A Hakka raised on the tiny offshore island of Lamma, Chow spent his childhood in poverty. His life started to change when his actor-trainee application was accepted by the local television station, TVB.

Career

It did not take long for Chow to become a household name in Hong Kong following his role in the hit series The Bund in 1983.
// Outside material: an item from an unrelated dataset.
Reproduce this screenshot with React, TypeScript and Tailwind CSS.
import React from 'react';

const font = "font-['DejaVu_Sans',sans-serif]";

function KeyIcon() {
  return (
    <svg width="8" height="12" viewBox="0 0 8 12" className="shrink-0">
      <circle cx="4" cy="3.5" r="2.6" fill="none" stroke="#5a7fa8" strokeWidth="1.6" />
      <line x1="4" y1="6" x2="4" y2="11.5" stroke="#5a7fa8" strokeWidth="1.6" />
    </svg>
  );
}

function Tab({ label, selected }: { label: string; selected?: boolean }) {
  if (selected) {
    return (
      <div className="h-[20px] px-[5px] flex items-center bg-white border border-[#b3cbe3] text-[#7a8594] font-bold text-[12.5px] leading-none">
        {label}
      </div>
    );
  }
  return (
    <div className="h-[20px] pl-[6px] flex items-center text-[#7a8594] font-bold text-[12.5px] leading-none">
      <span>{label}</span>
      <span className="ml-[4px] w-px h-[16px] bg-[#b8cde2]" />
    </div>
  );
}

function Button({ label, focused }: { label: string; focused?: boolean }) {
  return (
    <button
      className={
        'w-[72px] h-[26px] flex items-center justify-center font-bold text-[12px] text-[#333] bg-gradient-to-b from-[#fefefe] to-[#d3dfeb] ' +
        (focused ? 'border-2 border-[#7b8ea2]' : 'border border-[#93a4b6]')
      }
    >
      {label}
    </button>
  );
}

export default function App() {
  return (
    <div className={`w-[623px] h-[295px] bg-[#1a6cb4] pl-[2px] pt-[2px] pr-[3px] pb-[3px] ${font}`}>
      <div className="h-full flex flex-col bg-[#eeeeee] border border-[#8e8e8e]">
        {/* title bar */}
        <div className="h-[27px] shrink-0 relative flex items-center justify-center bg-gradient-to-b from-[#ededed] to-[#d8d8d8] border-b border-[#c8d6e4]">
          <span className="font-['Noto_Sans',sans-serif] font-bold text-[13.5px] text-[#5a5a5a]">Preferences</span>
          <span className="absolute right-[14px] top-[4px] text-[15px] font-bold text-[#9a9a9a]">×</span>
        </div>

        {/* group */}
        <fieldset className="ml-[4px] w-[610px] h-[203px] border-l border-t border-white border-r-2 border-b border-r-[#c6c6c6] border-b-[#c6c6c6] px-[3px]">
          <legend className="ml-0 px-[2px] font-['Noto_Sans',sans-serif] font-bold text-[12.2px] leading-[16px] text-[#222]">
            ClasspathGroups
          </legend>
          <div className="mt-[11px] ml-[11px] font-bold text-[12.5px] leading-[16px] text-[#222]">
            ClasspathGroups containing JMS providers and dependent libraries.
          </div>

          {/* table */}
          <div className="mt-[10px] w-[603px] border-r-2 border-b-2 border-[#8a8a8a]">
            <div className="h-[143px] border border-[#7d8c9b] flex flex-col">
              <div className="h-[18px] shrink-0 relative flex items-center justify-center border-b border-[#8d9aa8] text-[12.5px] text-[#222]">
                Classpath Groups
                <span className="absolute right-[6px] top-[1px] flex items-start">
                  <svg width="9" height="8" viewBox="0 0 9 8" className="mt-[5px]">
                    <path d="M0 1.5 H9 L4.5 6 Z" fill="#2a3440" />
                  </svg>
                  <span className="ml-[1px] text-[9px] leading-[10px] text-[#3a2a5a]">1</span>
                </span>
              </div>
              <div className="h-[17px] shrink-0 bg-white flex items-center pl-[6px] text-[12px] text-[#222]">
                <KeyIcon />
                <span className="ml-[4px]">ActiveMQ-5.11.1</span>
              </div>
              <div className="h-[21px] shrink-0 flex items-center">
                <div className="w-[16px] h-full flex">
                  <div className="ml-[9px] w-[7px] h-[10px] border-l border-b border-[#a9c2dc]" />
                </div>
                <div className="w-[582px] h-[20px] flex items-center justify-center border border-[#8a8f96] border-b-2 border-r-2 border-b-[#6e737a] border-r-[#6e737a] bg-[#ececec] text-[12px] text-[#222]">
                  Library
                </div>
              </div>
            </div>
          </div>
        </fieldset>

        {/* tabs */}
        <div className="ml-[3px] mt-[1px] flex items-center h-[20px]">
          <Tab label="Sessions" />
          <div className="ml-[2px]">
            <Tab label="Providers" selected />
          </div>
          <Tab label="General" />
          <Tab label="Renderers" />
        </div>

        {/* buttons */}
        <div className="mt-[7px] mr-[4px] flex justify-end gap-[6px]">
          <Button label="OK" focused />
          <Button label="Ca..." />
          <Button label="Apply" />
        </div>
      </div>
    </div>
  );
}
Although Chow continued his TV success, his ultimate goal was to become a big screen actor. However, his occasional ventures onto the big screens with low-budget movies were disastrous. Success finally came when he teamed up with a then relatively unknown director John Woo in the 1986 gangster action-melodrama A Better Tomorrow, which swept the box offices in parts of Asia and established both Chow and Woo as megastars. Taking the opportunity, Chow quit TV entirely. With his new image from A Better Tomorrow, he made many more 'gun fu' or 'heroic bloodshed' movies, especially those directed by Woo, such as The Killer (1989) and Hard Boiled (1992).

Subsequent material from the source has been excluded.